Barnaby Joyce, who said Littlepround’s ostracising of him was one reason for defecting, blasted Littleproud. He told The Australian: “Mr Littleproud has to accept responsibility for the existential crisis he left the National Party in.
“When I heard he said he was proud of what he achieved and compared himself to Black Jack [John] McEwen, I didn’t know whether that was pathos or AI interfering with my news.
“We had senior people leave such as David Gillespie, Keith Pitt, Jacinta Nampijinpa Price. We had a [Senate] seat that was lost, which was Perin Davey. Two people who basically walked out in myself and Andrew Gee, and Jacinta.”
Taylor described Littleproud as a “committed Coalitionist”.

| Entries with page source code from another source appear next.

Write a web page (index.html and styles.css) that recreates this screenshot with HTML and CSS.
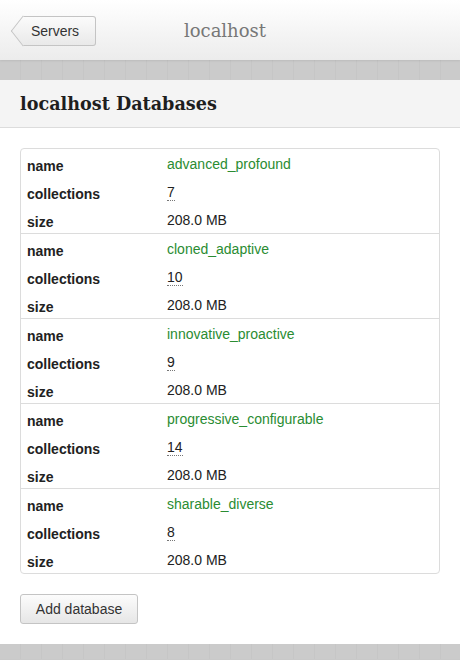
FILE: index.html
```html
<!DOCTYPE html>
<html>
<head>
<meta charset="utf-8">
<link rel="stylesheet" href="styles.css">
</head>
<body>
<header class="topbar">
  <button class="back-btn">Servers</button>
  <h1 class="title">localhost</h1>
</header>
<div class="band"></div>
<section class="page">
  <div class="page-head"><h2>localhost Databases</h2></div>
  <div class="content">
    <div class="card">
      <div class="group">
        <div class="row"><span class="label">name</span><a class="val name">advanced_profound</a></div>
        <div class="row"><span class="label">collections</span><span class="val"><abbr>7</abbr></span></div>
        <div class="row"><span class="label">size</span><span class="val">208.0 MB</span></div>
      </div>
      <div class="group">
        <div class="row"><span class="label">name</span><a class="val name">cloned_adaptive</a></div>
        <div class="row"><span class="label">collections</span><span class="val"><abbr>10</abbr></span></div>
        <div class="row"><span class="label">size</span><span class="val">208.0 MB</span></div>
      </div>
      <div class="group">
        <div class="row"><span class="label">name</span><a class="val name">innovative_proactive</a></div>
        <div class="row"><span class="label">collections</span><span class="val"><abbr>9</abbr></span></div>
        <div class="row"><span class="label">size</span><span class="val">208.0 MB</span></div>
      </div>
      <div class="group">
        <div class="row"><span class="label">name</span><a class="val name">progressive_configurable</a></div>
        <div class="row"><span class="label">collections</span><span class="val"><abbr>14</abbr></span></div>
        <div class="row"><span class="label">size</span><span class="val">208.0 MB</span></div>
      </div>
      <div class="group">
        <div class="row"><span class="label">name</span><a class="val name">sharable_diverse</a></div>
        <div class="row"><span class="label">collections</span><span class="val"><abbr>8</abbr></span></div>
        <div class="row"><span class="label">size</span><span class="val">208.0 MB</span></div>
      </div>
    </div>
    <button class="add-btn">Add database</button>
  </div>
</section>
<div class="band band-bottom"></div>
</body>
</html>
```
FILE: styles.css
```css
* { box-sizing: border-box; }
html, body { margin: 0; padding: 0; }
body {
  width: 460px;
  height: 660px;
  overflow: hidden;
  background: #c9c9c9;
  font-family: "Liberation Sans", Arial, sans-serif;
  font-size: 14px;
  color: #222;
}
.topbar {
  height: 60px;
  display: flex;
  align-items: center;
  padding: 0 0 0 11px;
  background: linear-gradient(#ffffff, #ececec);
  box-shadow: 0 1px 2px rgba(0,0,0,0.08);
  position: relative;
  z-index: 1;
}
.back-btn {
  position: relative;
  z-index: 0;
  isolation: isolate;
  height: 30px;
  width: 73px;
  margin: 1px 0 0 12px;
  padding: 0 8px 0 0;
  font-family: "Liberation Sans", Arial, sans-serif;
  font-size: 14px;
  color: #333;
  background: linear-gradient(#fbfbfb, #e9e9e9);
  border: 1px solid #c4c4c4;
  border-left: none;
  border-radius: 0 3px 3px 0;
}
.back-btn::before {
  content: "";
  position: absolute;
  left: -11px;
  top: 3.5px;
  width: 21px;
  height: 21px;
  background: linear-gradient(to bottom right, #fbfbfb, #e9e9e9);
  border-left: 1px solid #c4c4c4;
  border-bottom: 1px solid #c4c4c4;
  transform: scaleX(0.78) rotate(45deg);
  z-index: -1;
}
.title {
  flex: 1;
  margin: 0;
  text-align: center;
  font-family: "DejaVu Serif", serif;
  font-weight: normal;
  font-size: 18px;
  color: #777;
  padding-right: 106px;
}
.band {
  height: 20px;
  background: repeating-linear-gradient(90deg, #cbcbcb 0 20px, #c6c6c6 20px 21px);
}
.page { background: #fff; }
.page-head {
  height: 48px;
  background: #f4f4f4;
  border-bottom: 1px solid #dcdcdc;
  display: flex;
  align-items: center;
  padding: 0 20px;
}
.page-head h2 {
  margin: 0;
  font-family: "DejaVu Serif", serif;
  font-weight: bold;
  font-size: 17.6px;
  color: #1e1e1e;
}
.content { padding: 20px; }
.card {
  border: 1px solid #dcdcdc;
  border-radius: 4px;
  background: #fff;
}
.group + .group { border-top: 1px solid #dcdcdc; }
.row {
  height: 28px;
  display: grid;
  grid-template-columns: 140px 1fr;
  align-items: center;
  padding-left: 6px;
}
.label { font-weight: bold; color: #222; padding-top: 6px; }
.val { color: #222; padding-top: 2px; }
.name { color: #2a8c32; text-decoration: none; }
abbr {
  text-decoration: none;
  border-bottom: 1px dotted #777;
}
.add-btn {
  margin-top: 20px;
  height: 30px;
  width: 118px;
  font-family: "Liberation Sans", Arial, sans-serif;
  font-size: 14px;
  color: #333;
  background: linear-gradient(#fcfcfc, #e6e6e6);
  border: 1px solid #c4c4c4;
  border-radius: 3px;
}
.band-bottom { height: 15px; }
```
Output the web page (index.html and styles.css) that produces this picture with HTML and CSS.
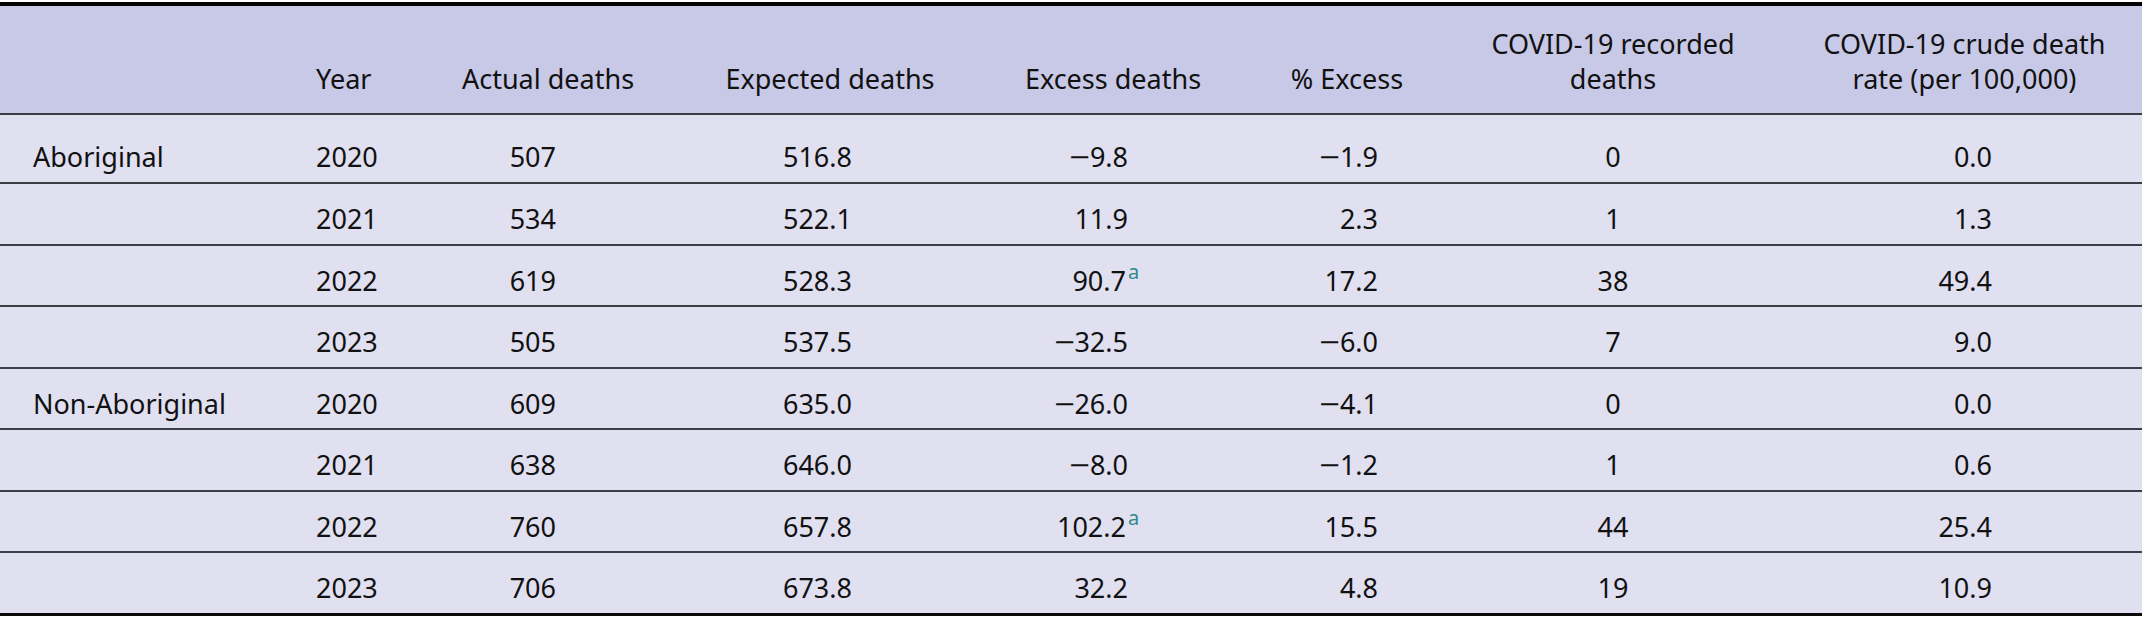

Nationals federal president Andrew Fraser said: “I congratulate David on his personal strength and conviction that saw The Nationals lead the debate on the Voice and on the development and adoption of an energy and climate policy that will meet our future energy needs and allow Australian businesses to thrive.
“We are not a faction of the Liberal Party; we have a partnership, and David’s leadership never let them forget it.”